5 entries
Micheas 2:1-13 5 entries

REFUGE AND DELIVERANCE

CHRIST’S SUFFERING IN THE FLESH.

St. Hippolytus of Rome (fl. 222–245) verse 7

He was clothed in a vesture dipped in blood. And his name is called the Word of God.[1] See then, my brothers, how the vesture sprinkled with blood denoted in symbol the flesh, through which the impassible Word of God underwent suffering, as the prophets testify. For thus speaks the blessed Micah: Should this be said, O house of Jacob? Is the Spirit of the Lord impatient? Are these his doings? Do not my words do well to him who walks uprightly? But you rise against my people as an enemy; you strip the robe from the peaceful. This refers to Christ’s suffering in the flesh.

Against Noetus 15

MOUNTAINS AS SYMBOLS OF GOD’S REFUGE.

St. Ambrose of Milan (c. 333–397)

Let him who cannot fly like an eagle fly like a sparrow. Let him who cannot fly to heaven fly to the mountains. Let him flee before the valleys that are quickly destroyed by water. Let him pass over the mountains. Abraham’s nephew passed over the mountain of Segor and was saved.[1] But Lot’s wife could not climb it, for she looked back in womanly fashion and lost her salvation.[2] Draw near the everlasting mountains, the Lord says through the prophet Micah, arise from here, for this is not a rest for you by reason of uncleanness. You have been corrupted with corruption, you have suffered pursuit.

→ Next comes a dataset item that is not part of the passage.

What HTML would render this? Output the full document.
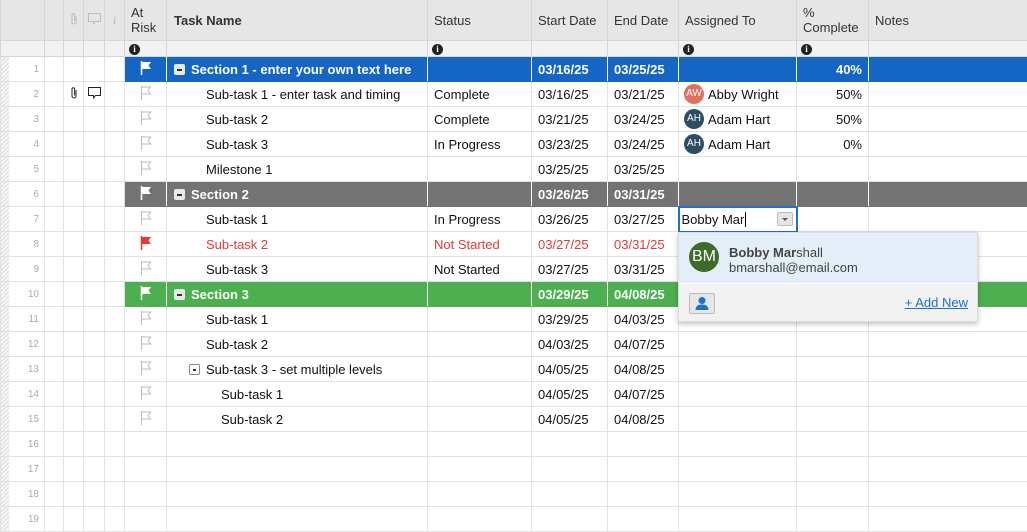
<!DOCTYPE html>
<html><head><meta charset="utf-8"><style>
*{box-sizing:border-box;margin:0;padding:0}
body{width:1027px;height:511px;overflow:hidden;background:#fff;font-family:"Liberation Sans",Arial,sans-serif;font-size:13px;color:#111;position:relative}
table{border-collapse:collapse;table-layout:fixed;width:1027px;margin-top:-1px}
td{border:1px solid #e2e2e2;white-space:nowrap;overflow:hidden;padding:0 6px;height:25px;vertical-align:middle}
tr.hd td{height:41px;background:#e6e6e6;border-color:#d6d6d6;color:#333;font-size:13px}
tr.ir td{height:16px;background:#f2f2f2;border-color:#d6d6d6;padding:0 4px}
td.n{color:#aaa;font-size:10px;text-align:right;padding-right:5px;position:relative}
td.n:before{content:"";position:absolute;left:0;top:0;bottom:0;width:8px;background:repeating-linear-gradient(135deg,#ddd 0 1px,#f6f6f6 1px 3px)}
td.c{text-align:center;padding:0}
td.r{text-align:right}
.s1 td.x{background:#1565c4;color:#fff;font-weight:bold;border-color:#1565c4;border-left-color:#fff;border-right-color:#fff}
.s2 td.x{background:#737373;color:#fff;font-weight:bold;border-color:#737373;border-left-color:#fff;border-right-color:#fff}
.s3 td.x{background:#4caf50;color:#fff;font-weight:bold;border-color:#4caf50;border-left-color:#fff;border-right-color:#fff}
.box{display:inline-block;width:11px;height:11px;background:#e8e8e8;border-radius:2px;vertical-align:-1px;margin-right:6px;position:relative}
.box:after{content:"";position:absolute;left:3px;right:3px;top:5px;height:2px;background:#333}
.bw{border:1px solid #888;background:#fff}
.bw:after{top:4px}
.i1{padding-left:39px}.i2{padding-left:54px}
.red{color:#e53935}
.fx{display:flex;align-items:center}
.av{display:inline-block;width:20px;height:20px;border-radius:50%;color:#fff;font-size:10px;text-align:center;line-height:20px;margin-right:4px;flex:none}
.info{display:inline-block;width:11px;height:11px;border-radius:50%;background:#222;color:#fff;font-size:9px;font-weight:bold;text-align:center;line-height:11px;font-family:"Liberation Serif",serif;vertical-align:middle}
.b{font-weight:bold}
</style></head><body>
<table>
<colgroup><col style="width:44px"><col style="width:19px"><col style="width:20px"><col style="width:21px"><col style="width:20px"><col style="width:42px"><col style="width:261px"><col style="width:104px"><col style="width:76px"><col style="width:71px"><col style="width:118px"><col style="width:72px"><col style="width:159px"></colgroup>
<tr class="hd"><td></td><td></td>
<td class="c"><svg width="8" height="13" viewBox="0 0 8 13"><path d="M6 4v6a2 2 0 0 1-4 0V3a1.3 1.3 0 0 1 2.6 0v6.5" fill="none" stroke="#bbb" stroke-width="1"/></svg></td>
<td class="c"><svg width="13" height="12" viewBox="0 0 13 12"><path d="M.5.5h12v8h-5l-2 2.5v-2.5h-5z" fill="none" stroke="#bbb"/></svg></td>
<td class="c" style="color:#bbb;font-style:italic;font-family:'Liberation Serif',serif">i</td>
<td style="padding:0 6px;line-height:15px">At<br>Risk</td>
<td class="b" style="padding-left:7px">Task Name</td><td>Status</td><td>Start Date</td><td>End Date</td><td>Assigned To</td><td style="line-height:15px">%<br>Complete</td><td>Notes</td></tr>
<tr class="ir"><td></td><td></td><td></td><td></td><td></td><td><span class="info">i</span></td><td></td><td><span class="info">i</span></td><td></td><td></td><td><span class="info">i</span></td><td><span class="info">i</span></td><td></td></tr>

<tr class="s1"><td class="n">1</td><td></td><td></td><td></td><td></td><td class="c x"><svg width="12" height="14"><path d="M1.5 0v14" stroke="#fff" stroke-width="1.5"/><path d="M2 1h9l-2.5 3.5 2.5 3.5h-9z" fill="#fff"/></svg></td><td class="x" style="padding-left:7px"><span class="box"></span>Section 1 - enter your own text here</td><td class="x"></td><td class="x">03/16/25</td><td class="x">03/25/25</td><td class="x"></td><td class="x r">40%</td><td class="x"></td></tr>

<tr><td class="n">2</td><td></td><td class="c"><svg width="8" height="13" viewBox="0 0 8 13"><path d="M6 4v6a2 2 0 0 1-4 0V3a1.3 1.3 0 0 1 2.6 0v6.5" fill="none" stroke="#222" stroke-width="1"/></svg></td><td class="c"><svg width="13" height="12" viewBox="0 0 13 12"><path d="M.5.5h12v8h-5l-2 2.5v-2.5h-5z" fill="none" stroke="#222"/></svg></td><td></td><td class="c"><svg width="12" height="14"><path d="M1.5 0v14M1.5 1h9l-2.5 3.5 2.5 3.5h-9" fill="none" stroke="#bbb"/></svg></td><td class="i1">Sub-task 1 - enter task and timing</td><td>Complete</td><td>03/16/25</td><td>03/21/25</td><td style="padding-left:5px"><div class="fx"><span class="av" style="background:#e07060">AW</span>Abby Wright</div></td><td class="r">50%</td><td></td></tr>

<tr><td class="n">3</td><td></td><td></td><td></td><td></td><td class="c"><svg width="12" height="14"><path d="M1.5 0v14M1.5 1h9l-2.5 3.5 2.5 3.5h-9" fill="none" stroke="#bbb"/></svg></td><td class="i1">Sub-task 2</td><td>Complete</td><td>03/21/25</td><td>03/24/25</td><td style="padding-left:5px"><div class="fx"><span class="av" style="background:#2d4e62">AH</span>Adam Hart</div></td><td class="r">50%</td><td></td></tr>

<tr><td class="n">4</td><td></td><td></td><td></td><td></td><td class="c"><svg width="12" height="14"><path d="M1.5 0v14M1.5 1h9l-2.5 3.5 2.5 3.5h-9" fill="none" stroke="#bbb"/></svg></td><td class="i1">Sub-task 3</td><td>In Progress</td><td>03/23/25</td><td>03/24/25</td><td style="padding-left:5px"><div class="fx"><span class="av" style="background:#2d4e62">AH</span>Adam Hart</div></td><td class="r">0%</td><td></td></tr>

<tr><td class="n">5</td><td></td><td></td><td></td><td></td><td class="c"><svg width="12" height="14"><path d="M1.5 0v14M1.5 1h9l-2.5 3.5 2.5 3.5h-9" fill="none" stroke="#bbb"/></svg></td><td class="i1">Milestone 1</td><td></td><td>03/25/25</td><td>03/25/25</td><td></td><td></td><td></td></tr>

<tr class="s2"><td class="n">6</td><td></td><td></td><td></td><td></td><td class="c x"><svg width="12" height="14"><path d="M1.5 0v14" stroke="#fff" stroke-width="1.5"/><path d="M2 1h9l-2.5 3.5 2.5 3.5h-9z" fill="#fff"/></svg></td><td class="x" style="padding-left:7px"><span class="box"></span>Section 2</td><td class="x"></td><td class="x">03/26/25</td><td class="x">03/31/25</td><td class="x"></td><td class="x"></td><td class="x"></td></tr>

<tr><td class="n">7</td><td></td><td></td><td></td><td></td><td class="c"><svg width="12" height="14"><path d="M1.5 0v14M1.5 1h9l-2.5 3.5 2.5 3.5h-9" fill="none" stroke="#bbb"/></svg></td><td class="i1">Sub-task 1</td><td>In Progress</td><td>03/26/25</td><td>03/27/25</td><td style="border:2px solid #1e6fd9;padding-left:2px;position:relative">Bobby Mar<span style="border-left:1px solid #000;margin-left:1px"></span><span style="position:absolute;right:3px;top:4px;width:16px;height:14px;background:#e6e6e6;border:1px solid #bbb;border-radius:2px"><span style="position:absolute;left:4px;top:5px;border:3px solid transparent;border-top:3px solid #555"></span></span></td><td></td><td></td></tr>

<tr><td class="n">8</td><td></td><td></td><td></td><td></td><td class="c"><svg width="12" height="14"><path d="M1.5 0v14" stroke="#e53935" stroke-width="1.5"/><path d="M2 1h9l-2.5 3.5 2.5 3.5h-9z" fill="#e53935"/></svg></td><td class="i1 red">Sub-task 2</td><td class="red">Not Started</td><td class="red">03/27/25</td><td class="red">03/31/25</td><td></td><td></td><td></td></tr>

<tr><td class="n">9</td><td></td><td></td><td></td><td></td><td class="c"><svg width="12" height="14"><path d="M1.5 0v14M1.5 1h9l-2.5 3.5 2.5 3.5h-9" fill="none" stroke="#bbb"/></svg></td><td class="i1">Sub-task 3</td><td>Not Started</td><td>03/27/25</td><td>03/31/25</td><td></td><td></td><td></td></tr>

<tr class="s3"><td class="n">10</td><td></td><td></td><td></td><td></td><td class="c x"><svg width="12" height="14"><path d="M1.5 0v14" stroke="#fff" stroke-width="1.5"/><path d="M2 1h9l-2.5 3.5 2.5 3.5h-9z" fill="#fff"/></svg></td><td class="x" style="padding-left:7px"><span class="box"></span>Section 3</td><td class="x"></td><td class="x">03/29/25</td><td class="x">04/08/25</td><td class="x"></td><td class="x"></td><td class="x"></td></tr>

<tr><td class="n">11</td><td></td><td></td><td></td><td></td><td class="c"><svg width="12" height="14"><path d="M1.5 0v14M1.5 1h9l-2.5 3.5 2.5 3.5h-9" fill="none" stroke="#bbb"/></svg></td><td class="i1">Sub-task 1</td><td></td><td>03/29/25</td><td>04/03/25</td><td></td><td></td><td></td></tr>
<tr><td class="n">12</td><td></td><td></td><td></td><td></td><td class="c"><svg width="12" height="14"><path d="M1.5 0v14M1.5 1h9l-2.5 3.5 2.5 3.5h-9" fill="none" stroke="#bbb"/></svg></td><td class="i1">Sub-task 2</td><td></td><td>04/03/25</td><td>04/07/25</td><td></td><td></td><td></td></tr>
<tr><td class="n">13</td><td></td><td></td><td></td><td></td><td class="c"><svg width="12" height="14"><path d="M1.5 0v14M1.5 1h9l-2.5 3.5 2.5 3.5h-9" fill="none" stroke="#bbb"/></svg></td><td style="padding-left:22px"><span class="box bw"></span>Sub-task 3 - set multiple levels</td><td></td><td>04/05/25</td><td>04/08/25</td><td></td><td></td><td></td></tr>
<tr><td class="n">14</td><td></td><td></td><td></td><td></td><td class="c"><svg width="12" height="14"><path d="M1.5 0v14M1.5 1h9l-2.5 3.5 2.5 3.5h-9" fill="none" stroke="#bbb"/></svg></td><td class="i2">Sub-task 1</td><td></td><td>04/05/25</td><td>04/07/25</td><td></td><td></td><td></td></tr>
<tr><td class="n">15</td><td></td><td></td><td></td><td></td><td class="c"><svg width="12" height="14"><path d="M1.5 0v14M1.5 1h9l-2.5 3.5 2.5 3.5h-9" fill="none" stroke="#bbb"/></svg></td><td class="i2">Sub-task 2</td><td></td><td>04/05/25</td><td>04/08/25</td><td></td><td></td><td></td></tr>
<tr><td class="n">16</td><td></td><td></td><td></td><td></td><td></td><td></td><td></td><td></td><td></td><td></td><td></td><td></td></tr>
<tr><td class="n">17</td><td></td><td></td><td></td><td></td><td></td><td></td><td></td><td></td><td></td><td></td><td></td><td></td></tr>
<tr><td class="n">18</td><td></td><td></td><td></td><td></td><td></td><td></td><td></td><td></td><td></td><td></td><td></td><td></td></tr>
<tr><td class="n">19</td><td></td><td></td><td></td><td></td><td></td><td></td><td></td><td></td><td></td><td></td><td></td><td></td></tr>
</table>

<div style="position:absolute;left:678px;top:233px;width:300px;height:90px;background:#f2f2f2;border:1px solid #ddd;box-shadow:0 2px 5px rgba(0,0,0,.25)">
 <div style="height:51px;background:#e4eef9;border-bottom:1px solid #fff;position:relative">
  <div style="position:absolute;left:10px;top:9px;width:30px;height:30px;border-radius:50%;background:#3d6b2a;color:#fff;font-size:16px;text-align:center;line-height:30px">BM</div>
  <div style="position:absolute;left:50px;top:12px;color:#444;line-height:15px"><b>Bobby Mar</b>shall<br>bmarshall@email.com</div>
 </div>
 <div style="position:absolute;left:10px;top:60px;width:26px;height:21px;background:#e6e6e6;border:1px solid #bbb;border-radius:2px">
  <svg width="24" height="19" viewBox="0 0 24 19"><circle cx="12" cy="6.5" r="3.5" fill="#1a73c9"/><path d="M5.5 16c0-4 3-5.5 6.5-5.5s6.5 1.5 6.5 5.5z" fill="#1a73c9"/></svg>
 </div>
 <div style="position:absolute;right:9px;top:62px;color:#1a6fd1;text-decoration:underline">+ Add New</div>
</div>
</body></html>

And the Lord says, Then let those who are in Judea flee to the mountains.[3] Mount Zion is there, and so is the city of peace, Jerusalem, built not of earthly stones but of living stones, with ten thousand angels and the church of the firstborn and the spirits of those made perfect and the God of the just, who spoke better with his blood than Abel.[4] For the one cried out for vengeance[5] but the other for pardon. The one was a reproach to his brother’s sin; the other forgave the world’s sin. The one was the revelation of a crime; the other covered a crime according to what is written, Blessed are they whose sins are covered.[6]

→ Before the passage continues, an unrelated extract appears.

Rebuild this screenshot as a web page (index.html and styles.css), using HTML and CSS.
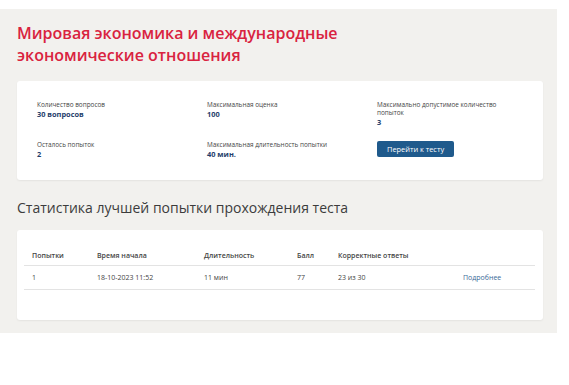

Flight from the World 5.31

MOUNTAIN AS REFUGE.

St. Jerome (c. 347–420)

In the Lord I take refuge; how can you say to me, ‘Flee to the mountains like a sparrow!’[1] Shrewd adversary; he tempted the Lord Savior in the desert, and now he wants the faithful, every one of them, to depart from the land of Judea and to dwell in a wilderness barren of virtues, that there he might crush them more easily. Even the counsel itself is crafty. It is not an exhortation to assume the wings of a dove, a gentle, simple and domestic bird—one, they say, entirely lacking in gall—which was offered in the temple in behalf of the Lord. [Instead it is an exhortation to take] the wings of a sparrow, a chattering, roving bird, one that is a stranger to its mate after hatching its young—notwithstanding that Aquila and Symmachus have usually translated bird in the place of sparrow. . . . The mountains, moreover, we may identify as those to which Scripture refers in another place: Draw you near to the everlasting mountains, and in the second of the gradual psalms: I lift up my eyes toward the mountains, whence help shall come to me.[2] They are the mountains too in which we must take refuge after the abomination of desolation shall stand in the holy place.[3]

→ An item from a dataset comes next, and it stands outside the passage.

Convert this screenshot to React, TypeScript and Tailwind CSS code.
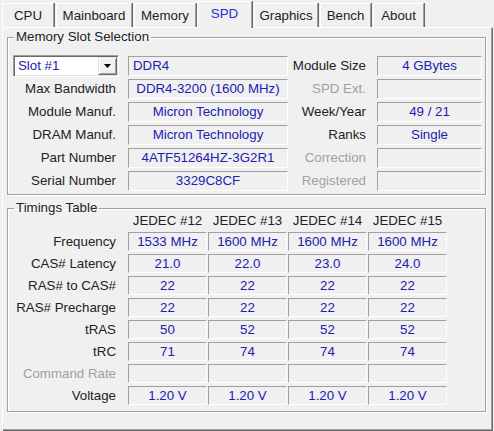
import React from 'react';

const tabs = [
  { name: 'CPU', w: 'w-[52px]' },
  { name: 'Mainboard', w: 'w-[76px]' },
  { name: 'Memory', w: 'w-[62px]' },
  { name: 'SPD', w: 'w-[55px]', active: true },
  { name: 'Graphics', w: 'w-[64px]' },
  { name: 'Bench', w: 'w-[51px]' },
  { name: 'About', w: 'w-[51px]' },
];

const leftRows = [
  ['Max Bandwidth', 'DDR4-3200 (1600 MHz)'],
  ['Module Manuf.', 'Micron Technology'],
  ['DRAM Manuf.', 'Micron Technology'],
  ['Part Number', '4ATF51264HZ-3G2R1'],
  ['Serial Number', '3329C8CF'],
];

const rightRows: { label: string; value: string; off?: boolean }[] = [
  { label: 'Module Size', value: '4 GBytes' },
  { label: 'SPD Ext.', value: '', off: true },
  { label: 'Week/Year', value: '49 / 21' },
  { label: 'Ranks', value: 'Single' },
  { label: 'Correction', value: '', off: true },
  { label: 'Registered', value: '', off: true },
];

const timings: { label: string; values: string[]; off?: boolean }[] = [
  { label: 'Frequency', values: ['1533 MHz', '1600 MHz', '1600 MHz', '1600 MHz'] },
  { label: 'CAS# Latency', values: ['21.0', '22.0', '23.0', '24.0'] },
  { label: 'RAS# to CAS#', values: ['22', '22', '22', '22'] },
  { label: 'RAS# Precharge', values: ['22', '22', '22', '22'] },
  { label: 'tRAS', values: ['50', '52', '52', '52'] },
  { label: 'tRC', values: ['71', '74', '74', '74'] },
  { label: 'Command Rate', values: ['', '', '', ''], off: true },
  { label: 'Voltage', values: ['1.20 V', '1.20 V', '1.20 V', '1.20 V'] },
];

const Field = ({ children, className = '', left = false }: { children?: React.ReactNode; className?: string; left?: boolean }) => (
  <div
    className={`flex items-center border border-t-[#a0a0a0] border-l-[#a0a0a0] border-r-white border-b-white text-[#2020b0] whitespace-nowrap ${left ? 'justify-start pl-[4px]' : 'justify-center'} ${className}`}
  >
    {children}
  </div>
);

const Label = ({ children, off, className = '' }: { children: React.ReactNode; off?: boolean; className?: string }) => (
  <div className={`text-right whitespace-nowrap ${off ? 'text-[#a0a0a0]' : 'text-[#222]'} ${className}`}>{children}</div>
);

export default function App() {
  return (
    <div className="w-[494px] h-[431px] overflow-hidden bg-[#f0f0f0] font-['Liberation_Sans',Arial,sans-serif] text-[13.3px] leading-[16px] select-none">
      {/* tab strip */}
      <div className="flex items-end h-[27px] pl-[2px] gap-[2px]">
        {tabs.map(t =>
          t.active ? (
            <div
              key={t.name}
              className={`${t.w} -ml-px relative z-10 -mb-px h-[27px] flex items-center justify-center pb-[2px] bg-[#f0f0f0] border-l border-t border-white border-r border-r-[#a0a0a0] shadow-[1px_0_0_#696969] text-[#2a2ad0]`}
            >
              {t.name}
            </div>
          ) : (
            <div
              key={t.name}
              className={`${t.w} h-[24px] flex items-center justify-center pt-[1px] bg-[#f0f0f0] border-l border-t border-white border-r border-r-[#a0a0a0] shadow-[1px_0_0_#696969] text-[#222]`}
            >
              {t.name}
            </div>
          )
        )}
      </div>

      {/* panel */}
      <div className="ml-[2px] w-[490px] h-[403px] border border-t-white border-l-white border-r-[#a0a0a0] border-b-[#a0a0a0] shadow-[1px_1px_0_#696969] pl-[4px]">
        <fieldset className="mt-[1px] w-[479px] border border-[#a0a0a0] shadow-[inset_1px_1px_0_#fff,1px_1px_0_#fff] pt-[11px] pb-[3px]">
          <legend className="ml-[6px] px-[2px] text-[#222] leading-[16px]">Memory Slot Selection</legend>
          <div className="flex flex-col gap-[3px]">
            {/* slot row */}
            <div className="flex items-center h-[20px]">
              <div className="ml-[5px] w-[106px] h-[22px] flex items-center bg-white border border-t-[#a0a0a0] border-l-[#a0a0a0] border-r-white border-b-white shadow-[inset_1px_1px_0_#696969,inset_-1px_-1px_0_#e3e3e3]">
                <span className="flex-1 pl-[4px] text-[#2020b0]">Slot #1</span>
                <div className="w-[19px] h-[18px] mr-[1px] flex items-center justify-center bg-[#f0f0f0] border border-t-[#e3e3e3] border-l-[#e3e3e3] border-r-[#696969] border-b-[#696969] shadow-[inset_1px_1px_0_#fff,inset_-1px_-1px_0_#a0a0a0]">
                  <svg width="7" height="4" viewBox="0 0 7 4">
                    <path d="M0 0h7L3.5 4z" fill="#000" />
                  </svg>
                </div>
              </div>
              <Field left className="ml-[9px] w-[160px] h-[20px]">DDR4</Field>
              <Label className="w-[78px]">{rightRows[0].label}</Label>
              <Field className="ml-[11px] w-[105px] h-[20px]">{rightRows[0].value}</Field>
            </div>
            {leftRows.map(([l, v], i) => {
              const r = rightRows[i + 1];
              return (
                <div key={l} className="flex items-center h-[20px]">
                  <Label className="w-[108px]">{l}</Label>
                  <Field className="ml-[12px] w-[160px] h-[20px]">{v}</Field>
                  <Label off={r.off} className="w-[78px]">{r.label}</Label>
                  <Field className="ml-[11px] w-[105px] h-[20px]">{r.value}</Field>
                </div>
              );
            })}
          </div>
        </fieldset>

        <fieldset className="mt-[5px] w-[479px] border border-[#a0a0a0] shadow-[inset_1px_1px_0_#fff,1px_1px_0_#fff] pb-[6px]">
          <legend className="ml-[6px] px-[2px] text-[#222] leading-[16px]">Timings Table</legend>
          <div className="flex -mt-[2px] mb-[4px] h-[14px] leading-[14px] text-[#222]">
            <div className="w-[120px]" />
            <div className="flex gap-[1px]">
              {['JEDEC #12', 'JEDEC #13', 'JEDEC #14', 'JEDEC #15'].map(h => (
                <div key={h} className="w-[79px] text-center whitespace-nowrap">{h}</div>
              ))}
            </div>
          </div>
          <div className="flex flex-col gap-[3px]">
            {timings.map(t => (
              <div key={t.label} className="flex items-center h-[19px]">
                <Label off={t.off} className="w-[108px]">{t.label}</Label>
                <div className="ml-[12px] flex gap-[1px]">
                  {t.values.map((v, i) => (
                    <Field key={i} className="w-[79px] h-[19px]">{v}</Field>
                  ))}
                </div>
              </div>
            ))}
          </div>
        </fieldset>
      </div>
    </div>
  );
}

Homilies on the Psalms, Alternate Series 60

THE READINESS OF THE PROPHET.

St. John Cassian (c. 360–c. 435) verse 11

St. Paul wished that he could be accursed if the people of Israel be saved to God’s glory.[1] The man who knows that death is not the end is confident in his readiness to die for Christ. Again, We rejoice when we are weak, but you are strong.[2] It is no wonder if St. Paul, for the glory of Christ and the conversion of his brother Jews and of the Gentiles, should be ready to be accursed of Christ. Even the prophet Micah wanted to be a liar and to lose the inspiration of the Holy Spirit if the Jews could escape the punishment and the destruction which he had prophesied: Would that I were not man that had the Spirit, and that I rather spoke a lie. And there was the case of the lawgiver, Moses, who did not refuse to perish with his brothers who were doomed to die but said, I beseech you, O Lord, this people have sinned a heinous sin; either forgive them this trespass, or, if you do not, blot me out of the book which you have written.[3]

Conference 9.18

THE SHEPHERD AT THE GATE.

St. Jerome (c. 347–420) verse 13

Whoever has entered in must not remain in the state wherein he entered but must go forth into the pasture so that entering in should be the beginning, going forth and finding pasture,[1] the perfecting of graces. The one who enters in is contained within the bounds of the world. The one who goes forth goes, as it were, beyond all created things and, counting as nothing all things seen, shall find pasture above the heavens, and shall feed upon the Word of God and say, The Lord is my shepherd (and feeds me); I can lack nothing.[2] But this going forth can be only through Christ; as it follows, and the Lord at the head of them.